Differential Geometry of Rotation Minimizing Frames, Spherical Curves, and Quantum Mechanics of a Constrained Particle (1806.08830v1)

Abstract: This thesis is devoted to the Differential Geometry of curves and surfaces along with applications in Quantum Mechanics. In the 1st part we introduce the well known Frenet frame. Later, we show that the curvature function is a lower bound for the scalar angular velocity of any other orthonormal moving frame, from which one defines Rotation Minimizing (RM) frames as the ones that achieve this minimum.
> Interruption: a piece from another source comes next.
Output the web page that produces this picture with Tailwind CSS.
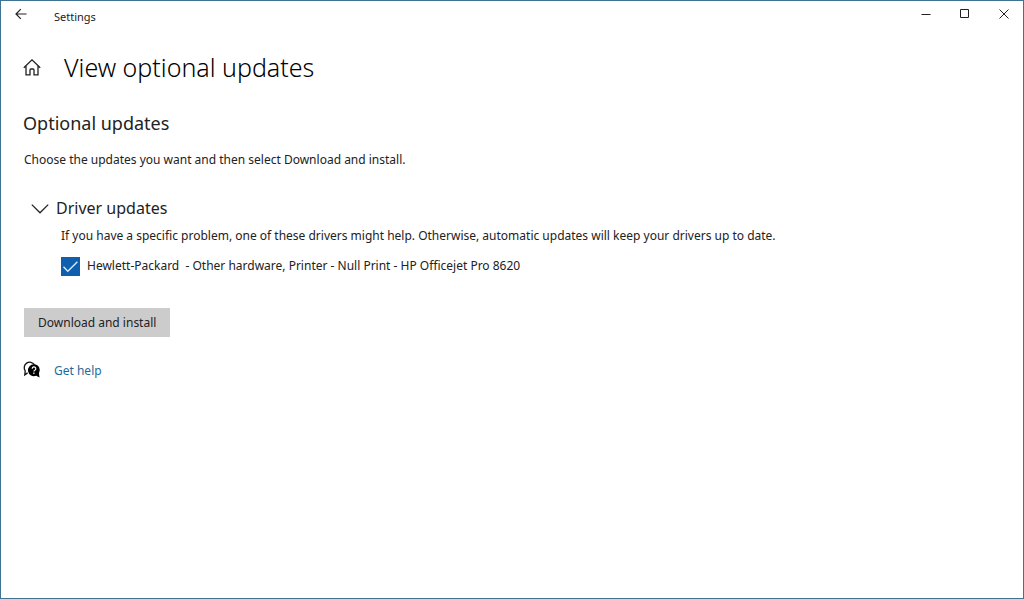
<!DOCTYPE html>
<html lang="en">

<head>
    <meta charset="UTF-8">
    <meta name="viewport" content="width=device-width, initial-scale=1.0">
    <title>Settings</title>
    <!-- tailwind css -->
    <script src="https://cdn.jsdelivr.net/npm/@tailwindcss/browser@4"></script>
</head>

<body class="min-h-screen bg-white border border-[#3f7391] text-[#222222] text-[12px] leading-5 font-['Noto_Sans','Open_Sans',sans-serif]">
    <header class="flex justify-between items-start">
        <div class="flex items-start">
            <button type="button" aria-label="Back" class="pl-[14px] pr-3 pt-[7px]">
                <svg class="w-3 h-3" viewBox="0 0 12 12" fill="none" stroke="#222" stroke-width="1.2">
                    <path d="M11.5 6H1.2M5.8 1.2L1 6l4.8 4.8" />
                </svg>
            </button>
            <span class="pt-[6px] pl-[15px] text-[11px]">Settings</span>
        </div>
        <div class="flex">
            <button type="button" aria-label="Minimize" class="w-[39px] h-[26px] flex items-center justify-center">
                <svg class="w-[10px] h-[10px]" viewBox="0 0 10 10" stroke="#222">
                    <path d="M0.5 5.5h9" />
                </svg>
            </button>
            <button type="button" aria-label="Maximize" class="w-[39px] h-[26px] flex items-center justify-center">
                <svg class="w-[10px] h-[10px]" viewBox="0 0 10 10" fill="none" stroke="#222">
                    <path d="M0.5 0.5h8v8h-8z" />
                </svg>
            </button>
            <button type="button" aria-label="Close" class="w-[39px] h-[26px] flex items-center justify-center">
                <svg class="w-[10px] h-[10px]" viewBox="0 0 10 10" stroke="#222">
                    <path d="M0.5 0.5l9 9M9.5 0.5l-9 9" />
                </svg>
            </button>
        </div>
    </header>

    <main class="px-[22px]">
        <div class="flex items-center mt-5">
            <button type="button" aria-label="Home">
                <svg class="w-[18px] h-[18px]" viewBox="0 0 18 18" fill="none" stroke="#222" stroke-width="1.3">
                    <path d="M0.8 9.8L9 1.9l8.2 7.9M3 8v8.900h4v-4.900q0-1 1-1h2q1 0 1 1v4.900h4V8" />
                </svg>
            </button>
            <h1 class="ml-[23px] text-[25px] leading-10 font-light text-black">View optional updates</h1>
        </div>

        <h2 class="mt-[22px] text-[18px] leading-7">Optional updates</h2>
        <p class="mt-[13px] pl-px">Choose the updates you want and then select Download and install.</p>

        <section class="mt-[26px] pl-2">
            <h3 class="text-[16px] leading-6">
                <button type="button" aria-expanded="true" class="flex items-center">
                    <svg class="w-[18px] h-3 mr-[7px]" viewBox="0 0 18 12" fill="none" stroke="#222" stroke-width="1.3">
                        <path d="M0.8 2.600L9 10.800l8.200-8.200" />
                    </svg>
                    Driver updates
                </button>
            </h3>
            <div class="pl-[30px]">
                <p class="mt-[6px]">If you have a specific problem, one of these drivers might help. Otherwise, automatic updates will keep your drivers up to date.</p>
                <div class="mt-[10px] flex items-center">
                    <span class="relative flex">
                        <input type="checkbox" id="driver" checked class="peer appearance-none w-[19px] h-[19px] border border-[#0f5fae] checked:bg-[#0f5fae]">
                        <svg class="absolute inset-0 w-[19px] h-[19px] pointer-events-none hidden peer-checked:block" viewBox="0 0 19 19" fill="none" stroke="#d3ecff" stroke-width="1.4">
                            <path d="M2.5 9.8l4.3 4.4 9.6-9.4" />
                        </svg>
                    </span>
                    <label for="driver" class="pl-[7px] whitespace-pre">Hewlett-Packard  - Other hardware, Printer - Null Print - HP Officejet Pro 8620</label>
                </div>
            </div>
        </section>

        <button type="button" class="block mt-8 ml-px h-[29px] px-[14px] bg-[#cccccc]">Download and install</button>

        <div class="mt-6 flex items-start">
            <svg class="w-[18px] h-[18px]" viewBox="0 0 18 18">
                <path d="M4.600 11.900L1.800 13.900L2.200 9.900A5.400 5.400 0 1 1 11.400 3.600" fill="none" stroke="#111" stroke-width="1.3" />
                <path d="M10.900 3.200a6 6 0 0 1 5 9.200l.7 4.100-3.500-1.700a6 6 0 1 1-2.200-11.600z" fill="#000" />
                <path d="M9.200 7.700a1.800 1.800 0 1 1 2.600 1.500q-.9.400-.9 1.300M10.900 11.600v1.300" fill="none" stroke="#fff" stroke-width="1.2" />
            </svg>
            <a href="#" class="ml-[13px] text-[#1f6a99]">Get help</a>
        </div>
    </main>
</body>

</html>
Remarkably, RM frames are ideal to study spherical curves and allow us to characterize them through a simple linear equation. We also apply these ideas to curves that lie on level surfaces, by reinterpreting the problem in the context of a metric induced by a Hessian, which may fail to be positive or non-degenerate and naturally leads us to a Lorentz-Minkowski $\mathbb{E}_1^3$ or isotropic $\mathbb{I}^3$ space. Here we develop a systematic approach to construct RM frames and characterize spherical curves in $\mathbb{E}_1^3$ and $\mathbb{I}^3$ and furnish a criterion for a curve to lie on a level surface. Finally, we extend these tools to characterize geodesic spherical curves in hyperbolic and spherical spaces. In the 2nd part we apply the previous ideas in the quantum dynamics of a constrained particle. After describing the confining potential formalism, from which emerges a geometry-induced potential (GIP), we devote our attention to tubular surfaces to model curved nanotubes. The use of RM frames offers a simpler description for the constrained dynamics and allows us to show that the torsion of the centerline of a tube gives rise to a geometric phase. Later, we study the problem of prescribed GIP for surfaces. Here we explore the GIP for surfaces invariant by a 1-parameter group of isometries, i.e., cylindrical, revolution, and helicoidal surfaces. Finally, we devote a special attention to helicoidal minimal surfaces and prove the existence of geometry-induced bound and localized states.